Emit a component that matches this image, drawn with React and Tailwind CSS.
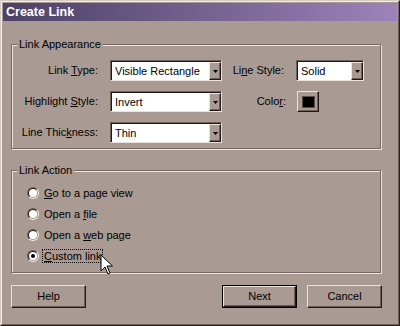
import React from 'react';

// Win2000-style "Create Link" dialog

const face = 'bg-[#a99b93]';

function Mn({ children }) {
  return <u className="underline underline-offset-[1px]">{children}</u>;
}

function Select({ value, width }) {
  return (
    <div
      className={`flex h-[21px] border border-t-[#6f605a] border-l-[#6f605a] border-r-[#ece4dc] border-b-[#ece4dc] shadow-[inset_1px_1px_0_#201818] bg-white ${width}`}
    >
      <div className="flex flex-1 items-center pl-[4px] pt-[1px]">{value}</div>
      <div className="mt-[1px] flex w-[12px] items-center justify-center border border-t-[#ece4dc] border-l-[#ece4dc] border-r-[#201818] border-b-[#201818] bg-[#a99b93] shadow-[inset_-1px_-1px_0_#6f605a]">
        <svg width="5" height="3" viewBox="0 0 5 3">
          <path d="M0 0h5L2.5 3z" fill="#000" />
        </svg>
      </div>
    </div>
  );
}

function Group({ title, className, children }) {
  return (
    <div
      className={`relative ml-[8px] w-[370px] border border-[#7a6a66] shadow-[inset_1px_1px_0_#ece4dc,1px_1px_0_#ece4dc] ${className}`}
    >
      <span className={`absolute -top-[8px] left-[5px] px-[2px] leading-[14px] ${face}`}>{title}</span>
      {children}
    </div>
  );
}

function Radio({ checked, children, focused }) {
  return (
    <div className="flex h-[21px] items-center pl-[15px]">
      <span className="flex h-[12px] w-[12px] rounded-full border border-t-[#6f605a] border-l-[#6f605a] border-r-[#f2ece6] border-b-[#f2ece6]">
        <span className="flex flex-1 items-center justify-center rounded-full border border-t-[#201818] border-l-[#201818] border-r-[#a99b93] border-b-[#a99b93] bg-white">
          {checked && <span className="h-[4px] w-[4px] rounded-full bg-black" />}
        </span>
      </span>
      <span
        className={`ml-[3px] px-[1px] leading-[12px] ${focused ? 'border border-dotted border-black' : 'border border-transparent'}`}
      >
        {children}
      </span>
    </div>
  );
}

function Button({ children, isDefault }) {
  const inner = (
    <div className="flex h-full w-full items-center justify-center border border-t-[#ece4dc] border-l-[#ece4dc] border-r-[#201818] border-b-[#201818] shadow-[inset_-1px_-1px_0_#6f605a]">
      {children}
    </div>
  );
  return (
    <div className={`h-[23px] w-[75px] ${isDefault ? 'border border-black' : ''}`}>{inner}</div>
  );
}

export default function App() {
  return (
    <div
      className={`h-[326px] w-[400px] overflow-hidden border border-t-[#d4ccc4] border-l-[#d4ccc4] border-r-[#2a2020] border-b-[#2a2020] text-[11px] text-black ${face}`}
      style={{ fontFamily: '"Liberation Sans", Arial, sans-serif' }}
    >
      <div className="relative flex h-full flex-col border border-t-[#f4eee8] border-l-[#f4eee8] border-r-[#6f605a] border-b-[#6f605a] p-[1px]">
        {/* title bar */}
        <div className="flex h-[18px] items-center bg-gradient-to-r from-[#4c4266] to-[#9d83b9] pl-[3px] text-[12.5px] font-bold text-white">
          Create Link
        </div>

        {/* Link Appearance */}
        <Group title="Link Appearance" className="mt-[23px] h-[105px] pt-[15px]">
          <div className="flex flex-col gap-[10px]">
            <div className="flex items-center">
              <div className="w-[86px] text-right">
                Link <Mn>T</Mn>ype:
              </div>
              <div className="ml-[12px]">
                <Select value="Visible Rectangle" width="w-[112px]" />
              </div>
              <div className="w-[62px] text-right">
                Li<Mn>n</Mn>e Style:
              </div>
              <div className="ml-[12px]">
                <Select value="Solid" width="w-[68px]" />
              </div>
            </div>
            <div className="flex items-center">
              <div className="w-[86px] text-right">
                Highlight <Mn>S</Mn>tyle:
              </div>
              <div className="ml-[12px]">
                <Select value="Invert" width="w-[112px]" />
              </div>
              <div className="w-[64px] text-right">
                Colo<Mn>r</Mn>:
              </div>
              <div className="ml-[11px] flex h-[21px] w-[22px] items-center justify-center border border-t-[#ece4dc] border-l-[#ece4dc] border-r-[#201818] border-b-[#201818] shadow-[inset_-1px_-1px_0_#6f605a]">
                <div className="h-[12px] w-[13px] border border-[#5a4c48] bg-black" />
              </div>
            </div>
            <div className="flex items-center">
              <div className="w-[86px] text-right">
                Line Thic<Mn>k</Mn>ness:
              </div>
              <div className="ml-[12px]">
                <Select value="Thin" width="w-[112px]" />
              </div>
            </div>
          </div>
        </Group>

        {/* Link Action */}
        <Group title="Link Action" className="mt-[21px] h-[103px] pt-[11px]">
          <Radio>
            <Mn>G</Mn>o to a page view
          </Radio>
          <Radio>
            Open a <Mn>f</Mn>ile
          </Radio>
          <Radio>
            Open a <Mn>w</Mn>eb page
          </Radio>
          <Radio checked focused>
            <Mn>C</Mn>ustom link
          </Radio>
        </Group>

        {/* buttons */}
        <div className="ml-[8px] mt-[12px] flex w-[371px] justify-between">
          <Button>Help</Button>
          <div className="flex gap-[10px]">
            <Button isDefault>Next</Button>
            <Button>Cancel</Button>
          </div>
        </div>

        {/* mouse pointer */}
        <svg
          className="absolute left-[98px] top-[252px]"
          width="14"
          height="22"
          viewBox="0 0 14 22"
        >
          <path
            d="M1 1v16l4-4 3 7 2-1-3-7h5.5z"
            fill="#fff"
            stroke="#000"
            strokeWidth="1"
            strokeLinejoin="miter"
          />
        </svg>
      </div>
    </div>
  );
}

Work instructions:
For the data above, state how many lines contain "React"; the number is the whole answer.

Final answer:
2